Valerie Segrest (Muckleshoot), NMAI Interview, August 2016
Roots, berries, elk, and salmon were at the center of traditional food cloture for the Coast Salish people of the Pacific Northwest. During colonization these foods were replaced with a diet of a modern and dominant culture. Today, tribal communities are faced with degenerative diseases like diabetes and heart disease as a result of this superimposition. Despite this disruption, a  movement is rippling throughout Indian Country. Tribes are mobilizing by employing concepts of food sovereignty and reclaiming their food systems in order to collectively focus animating a culture of health for future generations. Valerie Segrest shares her experiences connecting her students to traditional foods and plant medicine that nurture our bodies and our revolutionary spirits.

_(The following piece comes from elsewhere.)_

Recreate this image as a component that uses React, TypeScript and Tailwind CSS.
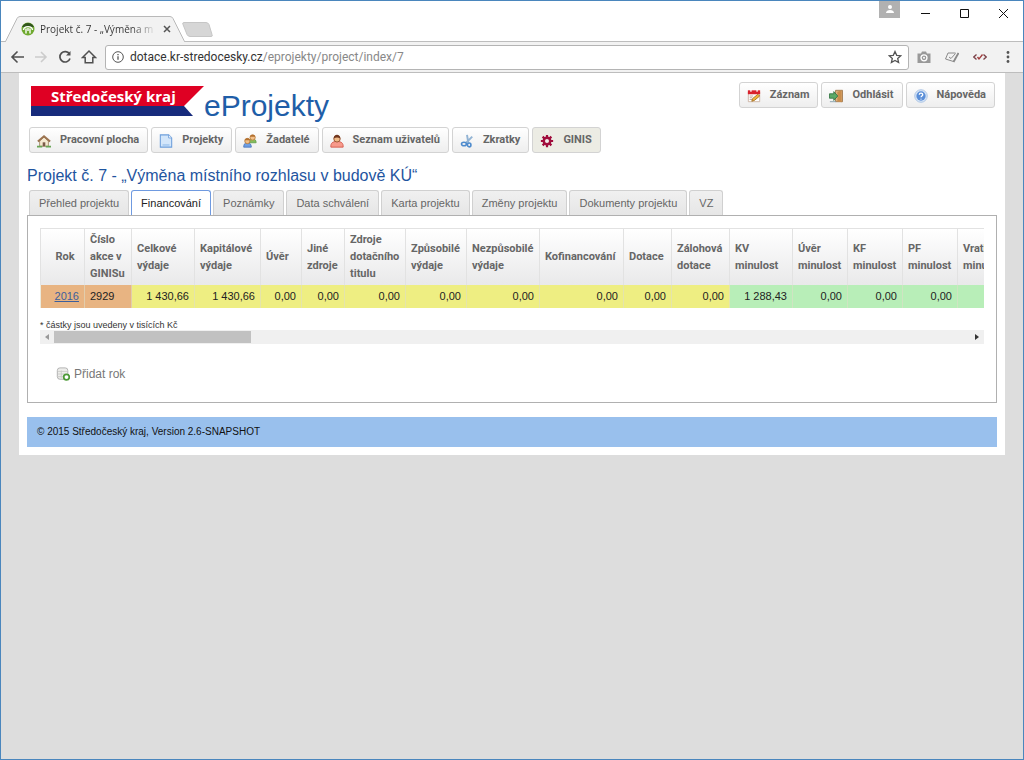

The Winter, 2019 Huxley Speaker Series is co-sponsored by Huxley College of the Environment and WWU's Salish Sea Institute, presenting a 10-week series on issues facing the Salish Sea.
Valerie Seagrest

Valerie Segrest is a native nutrition educator who specializes in local and traditional foods. As an enrolled member of the Muckleshoot Indian Tribe, she serves her community as the coordinator of Muckleshoot Food Sovereignty Project and also works as the Traditional Foods and Medicines Program Manager. In 2010 she co-authored the book Feeding the People, Feeding the Spirit: Revitalizing Northwest Coastal Indian Food Culture. She is a Kellogg Fellow at the Institute of Agriculture and Trade Policy. Valerie inspires and enlightens others about the importance of a nutrient-dense diet through a simple, common-sense approach to eating.